LINCOLN, Neb. — Sgt. Heather Springer was about to load an injured soldier onto a litter, just as she had done every day for months, when another soldier tackled her face-first into the Iraqi sand.
Dust popped from the ground around them as a hail of insurgent bullets pounded down.
Suddenly this wasn’t like all of the previous missions.
“I had little momentary pause where I was like . . . ‘What the heck do I do?'” Springer, 24, recalled Monday. “Then I remembered. There’s a wounded soldier here. He needs help, and that’s your job.”
Had Springer been accepted to nursing school on her first try, she may have been studying in a library last July instead of scrambling on a dusty battlefield in Iraq.
Instead, the Lincoln native chose to join the Nebraska Army National Guard as a medic and wound up helping save three seriously injured soldiers despite the fierce firefight.
Her extraordinary performance earned her a Bronze Star with V for Valor and recognition this past weekend by an Army veterans’ association as Medic of the Year.
Springer had been serving in Iraq for nearly 11 months when the call came July 15 to her base in Diyala Province. Several soldiers had been wounded by a roadside bomb. And the area was still “hot,” in the midst of a firefight.
Springer, an airborne medic on Black Hawk helicopter evacuation teams, had flown nearly daily missions since arriving in Iraq, but never before had she been asked to fly into an ongoing battle.
She didn’t truly grasp what she would face that morning until her Black Hawk landed on a dusty road and she had run to the aid of the first soldier, whose legs were crushed below the knees when the bomb hit his vehicle.
That’s when the bullets began to fly and she found herself face down in the dust.
After collecting herself, she crawled to the patient, loaded him into the litter and persuaded another soldier to help carry him. They sprinted through the bullets to the Black Hawk.
“I said, ‘On the count of three, we’ll go. One, two . . .’ and on ‘two’ I just pull this guy and start running,” she said. “I truly ran, and by the grace of God, we made it to the helicopter.”
The pilot screamed at her to finish loading so the helicopter could leave, but a second patient was on the battlefield with an abdominal bullet wound. She wouldn’t let the pilot take off.
The soldier’s comrades rushed him to the helicopter, and as quickly as Springer could get aboard and strap him in, the aircraft lifted off. Miraculously, none of the insurgents’ bullets struck the noisy Black Hawk as it rose into the air and sped away.
Soon after Springer’s team had unloaded the two patients at Balad Air Base, north of Baghdad, another call came through. A third soldier, suffering a severe concussion, needed an airlift from the same scene.
Stomach churning, still shaking from her earlier encounter, Springer jumped back into the helicopter and flew straight back to the battlefield.
The enemy had been driven away and no bullets rang down as they loaded their patient.
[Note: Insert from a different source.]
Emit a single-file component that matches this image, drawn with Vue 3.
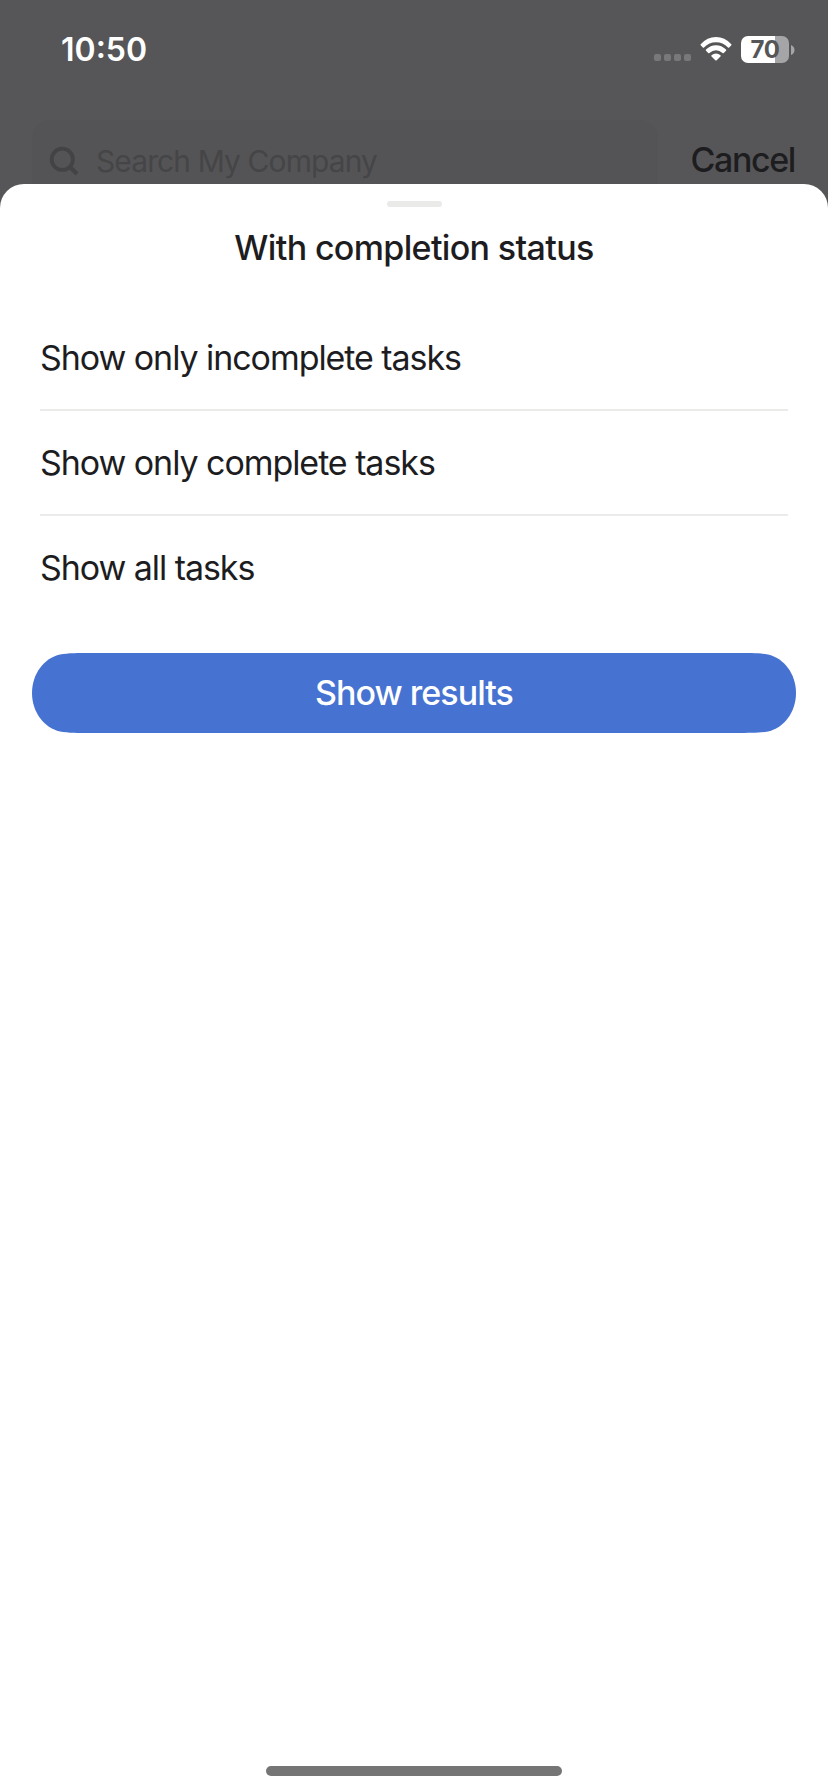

Springer returned to Nebraska with her unit, the 2-135th General Support Aviation Battalion, in August. This semester is her first as a nursing student at the University of Nebraska Medical Center’s Lincoln campus.
Despite the challenges and the danger, she said she wouldn’t take back her decision to join the Guard and serve in Iraq.
“It’s such a different part of the brain I have to use now for sitting around in classes and studying, compared to when I was on a mission full of adrenaline. But I’m so grateful to have had this under my belt before going through nursing school.”